__Available data__
= = =
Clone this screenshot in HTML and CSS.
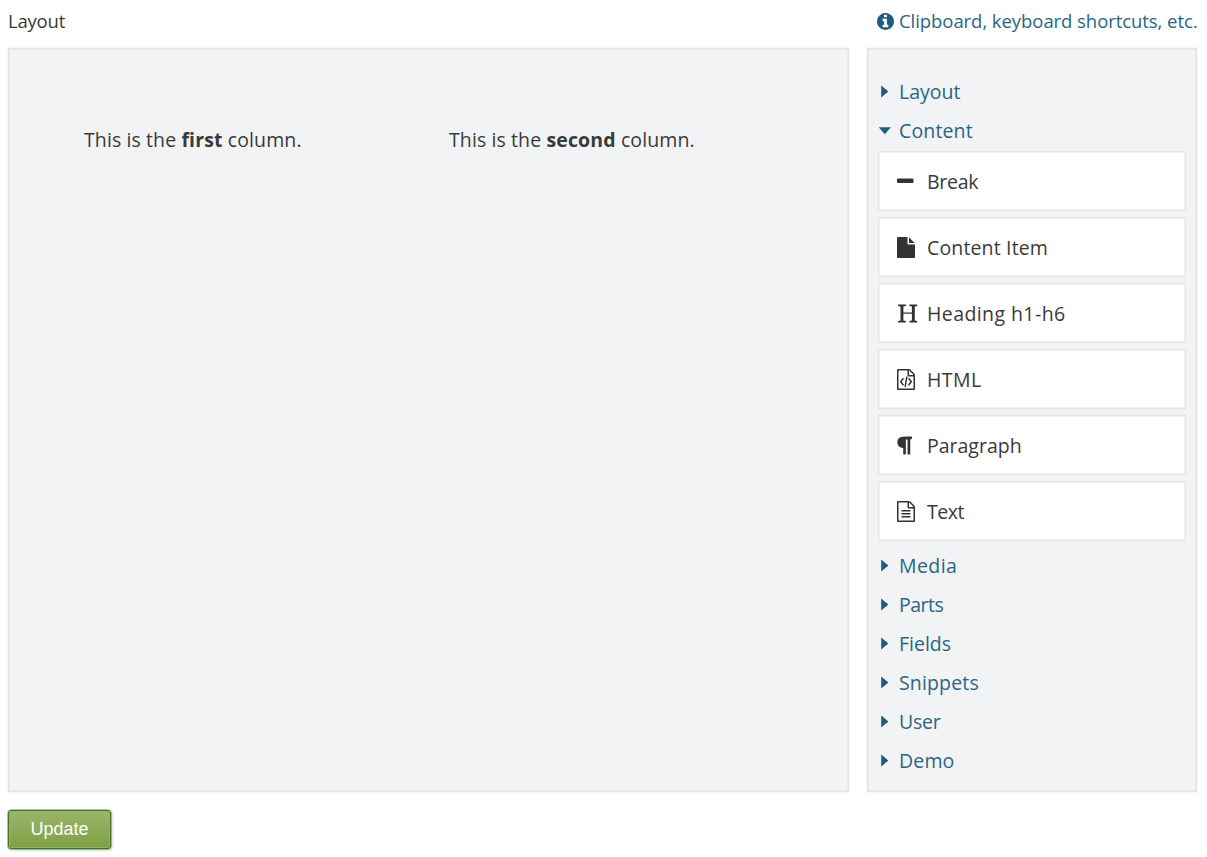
= = =
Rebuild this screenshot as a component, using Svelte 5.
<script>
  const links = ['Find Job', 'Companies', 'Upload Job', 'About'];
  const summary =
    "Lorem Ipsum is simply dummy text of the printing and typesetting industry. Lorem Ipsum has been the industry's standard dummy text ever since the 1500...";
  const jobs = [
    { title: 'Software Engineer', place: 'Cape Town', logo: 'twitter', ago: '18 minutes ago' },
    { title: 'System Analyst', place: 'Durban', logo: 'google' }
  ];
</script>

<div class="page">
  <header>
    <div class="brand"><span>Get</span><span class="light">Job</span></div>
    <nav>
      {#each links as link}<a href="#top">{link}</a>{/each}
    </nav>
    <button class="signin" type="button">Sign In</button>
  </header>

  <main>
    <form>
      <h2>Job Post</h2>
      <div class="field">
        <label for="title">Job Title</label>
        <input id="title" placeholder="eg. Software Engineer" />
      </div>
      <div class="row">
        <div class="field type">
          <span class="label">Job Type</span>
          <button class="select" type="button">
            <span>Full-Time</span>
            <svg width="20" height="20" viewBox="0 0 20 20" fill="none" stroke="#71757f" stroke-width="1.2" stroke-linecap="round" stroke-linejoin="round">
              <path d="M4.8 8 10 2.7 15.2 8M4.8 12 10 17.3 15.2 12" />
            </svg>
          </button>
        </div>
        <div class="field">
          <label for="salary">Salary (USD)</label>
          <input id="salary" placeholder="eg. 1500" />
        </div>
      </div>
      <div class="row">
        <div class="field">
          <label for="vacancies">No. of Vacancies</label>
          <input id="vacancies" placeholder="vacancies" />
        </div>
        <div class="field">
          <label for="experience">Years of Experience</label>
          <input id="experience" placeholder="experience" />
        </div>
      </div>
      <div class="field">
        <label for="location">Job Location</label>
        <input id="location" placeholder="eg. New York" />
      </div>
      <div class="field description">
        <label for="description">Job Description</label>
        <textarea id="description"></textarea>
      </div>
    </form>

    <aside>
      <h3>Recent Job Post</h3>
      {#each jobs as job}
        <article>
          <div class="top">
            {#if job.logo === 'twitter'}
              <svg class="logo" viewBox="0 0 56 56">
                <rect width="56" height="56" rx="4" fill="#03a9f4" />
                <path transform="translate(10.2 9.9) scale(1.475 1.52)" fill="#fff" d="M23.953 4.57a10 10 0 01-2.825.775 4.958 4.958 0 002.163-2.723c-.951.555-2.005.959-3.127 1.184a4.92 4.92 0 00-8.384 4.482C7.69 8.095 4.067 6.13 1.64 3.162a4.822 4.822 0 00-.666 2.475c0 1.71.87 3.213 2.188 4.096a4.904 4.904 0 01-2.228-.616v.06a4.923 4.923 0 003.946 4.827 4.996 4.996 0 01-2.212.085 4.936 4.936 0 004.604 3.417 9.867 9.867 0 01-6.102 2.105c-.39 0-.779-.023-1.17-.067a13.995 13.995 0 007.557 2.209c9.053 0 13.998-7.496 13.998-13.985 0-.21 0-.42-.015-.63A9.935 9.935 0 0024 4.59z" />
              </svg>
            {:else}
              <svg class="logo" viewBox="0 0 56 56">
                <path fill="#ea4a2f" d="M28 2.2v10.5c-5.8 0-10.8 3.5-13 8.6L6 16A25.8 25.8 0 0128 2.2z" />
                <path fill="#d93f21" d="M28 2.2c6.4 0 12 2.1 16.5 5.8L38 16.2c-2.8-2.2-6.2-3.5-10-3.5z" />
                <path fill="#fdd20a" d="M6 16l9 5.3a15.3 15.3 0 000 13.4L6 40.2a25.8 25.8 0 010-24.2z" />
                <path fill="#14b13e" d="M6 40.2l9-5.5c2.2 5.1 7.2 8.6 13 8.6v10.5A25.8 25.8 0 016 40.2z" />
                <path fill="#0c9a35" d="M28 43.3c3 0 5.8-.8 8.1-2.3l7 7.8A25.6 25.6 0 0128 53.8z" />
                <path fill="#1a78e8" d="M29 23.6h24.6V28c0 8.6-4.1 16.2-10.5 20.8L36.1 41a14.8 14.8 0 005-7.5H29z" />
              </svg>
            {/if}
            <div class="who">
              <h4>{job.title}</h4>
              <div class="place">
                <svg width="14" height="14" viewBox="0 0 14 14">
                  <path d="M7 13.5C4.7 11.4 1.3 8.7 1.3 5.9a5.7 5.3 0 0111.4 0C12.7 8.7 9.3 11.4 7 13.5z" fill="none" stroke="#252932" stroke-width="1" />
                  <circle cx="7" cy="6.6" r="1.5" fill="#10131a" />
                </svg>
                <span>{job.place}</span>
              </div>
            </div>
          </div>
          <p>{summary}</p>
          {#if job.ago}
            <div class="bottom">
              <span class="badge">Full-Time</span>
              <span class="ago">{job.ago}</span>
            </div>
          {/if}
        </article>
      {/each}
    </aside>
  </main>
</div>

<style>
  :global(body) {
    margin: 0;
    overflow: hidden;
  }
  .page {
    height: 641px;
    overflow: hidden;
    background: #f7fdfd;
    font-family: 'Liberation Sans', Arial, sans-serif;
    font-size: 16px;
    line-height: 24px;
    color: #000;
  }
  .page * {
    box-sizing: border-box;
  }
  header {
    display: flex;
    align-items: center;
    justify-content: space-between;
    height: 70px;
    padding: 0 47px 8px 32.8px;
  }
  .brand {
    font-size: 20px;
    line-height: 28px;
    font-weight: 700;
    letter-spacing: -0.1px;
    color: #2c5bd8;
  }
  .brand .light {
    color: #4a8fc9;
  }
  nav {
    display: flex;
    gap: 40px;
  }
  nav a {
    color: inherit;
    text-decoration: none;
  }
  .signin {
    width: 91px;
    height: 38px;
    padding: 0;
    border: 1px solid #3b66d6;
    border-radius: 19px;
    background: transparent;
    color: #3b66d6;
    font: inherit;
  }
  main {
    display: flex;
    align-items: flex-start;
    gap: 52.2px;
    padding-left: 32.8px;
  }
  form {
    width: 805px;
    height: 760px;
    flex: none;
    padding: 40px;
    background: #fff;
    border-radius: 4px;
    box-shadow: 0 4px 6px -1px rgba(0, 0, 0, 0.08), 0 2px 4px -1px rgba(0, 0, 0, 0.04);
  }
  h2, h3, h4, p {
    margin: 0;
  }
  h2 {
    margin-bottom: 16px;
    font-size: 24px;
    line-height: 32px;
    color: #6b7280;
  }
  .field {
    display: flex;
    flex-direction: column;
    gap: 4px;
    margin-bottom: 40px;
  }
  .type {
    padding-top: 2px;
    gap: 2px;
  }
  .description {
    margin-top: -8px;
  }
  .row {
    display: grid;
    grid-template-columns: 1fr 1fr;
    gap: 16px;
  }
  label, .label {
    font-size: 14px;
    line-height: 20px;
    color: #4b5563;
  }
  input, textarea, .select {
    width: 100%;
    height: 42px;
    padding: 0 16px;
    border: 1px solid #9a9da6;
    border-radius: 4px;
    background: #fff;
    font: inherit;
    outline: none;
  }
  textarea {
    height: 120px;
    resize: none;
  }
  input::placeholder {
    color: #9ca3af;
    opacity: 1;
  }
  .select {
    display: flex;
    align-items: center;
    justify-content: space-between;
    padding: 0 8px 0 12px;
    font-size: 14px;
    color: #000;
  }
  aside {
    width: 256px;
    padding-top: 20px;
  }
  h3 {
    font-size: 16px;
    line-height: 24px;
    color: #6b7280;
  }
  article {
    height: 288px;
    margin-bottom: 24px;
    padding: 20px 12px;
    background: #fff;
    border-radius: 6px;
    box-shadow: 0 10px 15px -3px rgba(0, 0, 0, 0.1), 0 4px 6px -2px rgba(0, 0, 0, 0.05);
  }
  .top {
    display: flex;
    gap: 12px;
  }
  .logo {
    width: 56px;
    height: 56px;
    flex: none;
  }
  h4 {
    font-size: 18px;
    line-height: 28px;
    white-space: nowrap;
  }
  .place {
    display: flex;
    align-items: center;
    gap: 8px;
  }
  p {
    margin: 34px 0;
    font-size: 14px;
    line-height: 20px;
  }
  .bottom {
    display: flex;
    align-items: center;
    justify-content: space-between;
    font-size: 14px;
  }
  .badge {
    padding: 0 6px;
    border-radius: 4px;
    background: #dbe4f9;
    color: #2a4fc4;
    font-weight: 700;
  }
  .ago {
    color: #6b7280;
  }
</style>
= = =
Among the lines of the material, find those that hold the word "screenshot" and copy them.

__Response to the task__
Clone this screenshot in HTML and CSS.
Rebuild this screenshot as a component, using Svelte 5.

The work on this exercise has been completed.